The armed conflict left more than 200,000 people dead and another 45,000 disappeared. More than 80 percent of victims were Indigenous Maya civilians, and the military was the perpetrator in the overwhelming majority of cases. A U.N.-backed truth commission and now two Guatemalan courts have determined that the military committed genocide in the early 1980s. Peace Accords ended the armed conflict in 1996, but Macario said that Guatemala’s current president, Jimmy Morales, is violating the terms.


“One of the Peace Accords that we highlight is the accord on the role of the army within society. It says that the army has to reduce its numbers, its budget, and everything. But on the contrary, what Jimmy Morales is doing is militarizing. He is increasing the army’s budget and wants to remilitarize the country,” Macario told The Intercept.

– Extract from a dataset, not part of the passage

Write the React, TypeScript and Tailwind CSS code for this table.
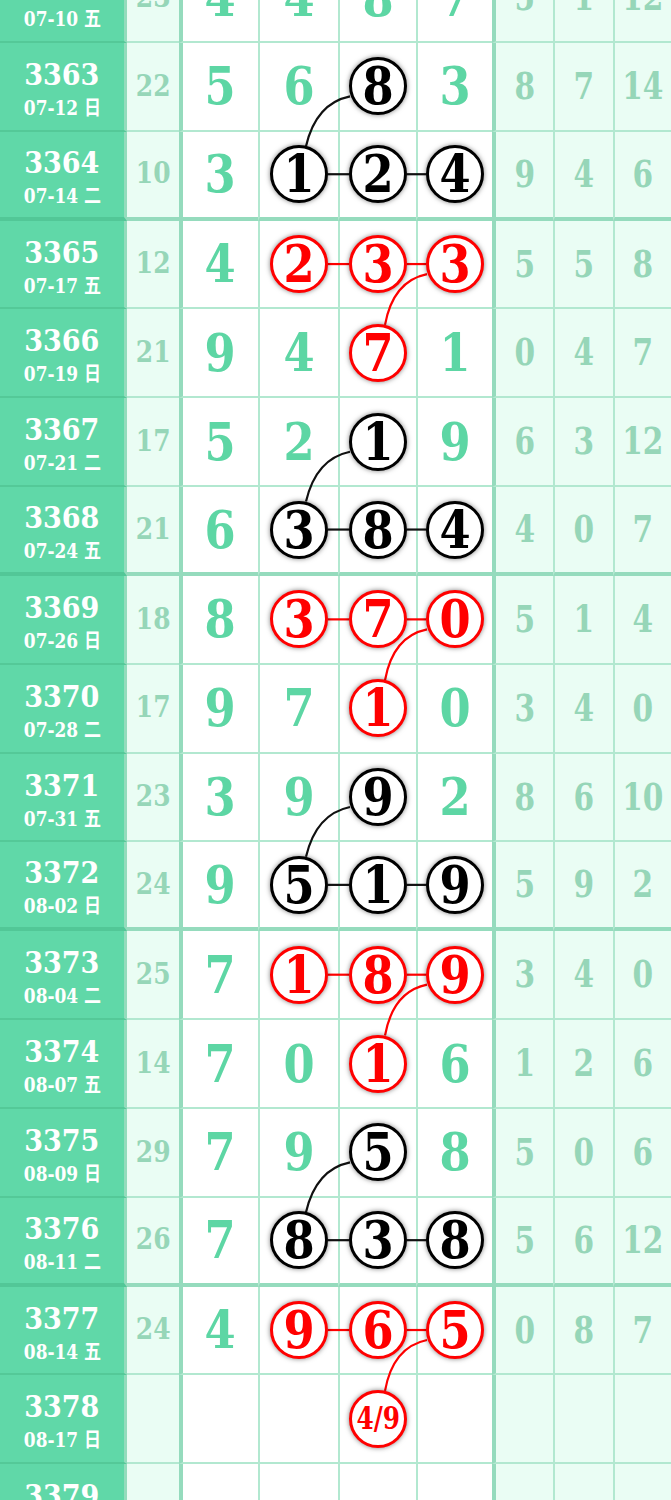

Roughly two hours after the jeeps were first spotted outside the offices of the International Commission Against Impunity in Guatemala — CICIG, by its Spanish acronym — Morales stood inside the National Palace flanked by military and police officials and announced that he would not renew CICIG’s mandate, sparking legal challenges, protests, and an ongoing political crisis. The deployment of the jeeps deepened concerns among many Guatemalans about Morales  — all the more so when the U.S. Embassy in Guatemala revealed that the vehicles had been donated by the United States for use in border regions, not the capital. Morales and his backers have been courting the support of the Trump administration and Republican lawmakers against CICIG, and there are signs that the U.S. government’s longstanding support for the commission is weakening.



“They were donated by the United States to combat drug trafficking on the borders and they were used to intimidate CICIG, violating everything the agreement says.”



Two months after the jeeps lined the street outside the CICIG offices, the official justification for their use on August 31 is as murky as ever. It was a routine patrol to combat criminal activity, said the Minister of the Interior. It was to protect public institutions and buildings, according to police documents. It was to deter possible violent protests, said the president. Nearly every time a government official makes a statement or a new document comes to light regarding the Jeep J8s, the story becomes a little bit — or a lot — different.


Regardless of the shifting rationales, one thing is now clear: The Guatemalan government violated an agreement with the United States regarding the latter’s donation of Jeep J8s. Both the U.S. Department of State and the Department of Defense confirmed to The Intercept that the vehicles were donated for use by specific Guatemalan interagency task forces for counternarcotics operations in border regions. Their transfer or use outside of those parameters would constitute a violation of the donation agreement, both departments indicated to The Intercept. However, Guatemalan police documents obtained by The Intercept show a pattern of such J8 transfers and use in the months leading up to and including the August 31 deployment in Guatemala City.


“They were donated by the United States to combat drug trafficking on the borders and they were used [August 31] to intimidate CICIG, violating everything the agreement says,” said Guatemalan Human Rights Ombudsman Jordán Rodas, who has challenged the August 31 deployment in Guatemala’s Constitutional Court.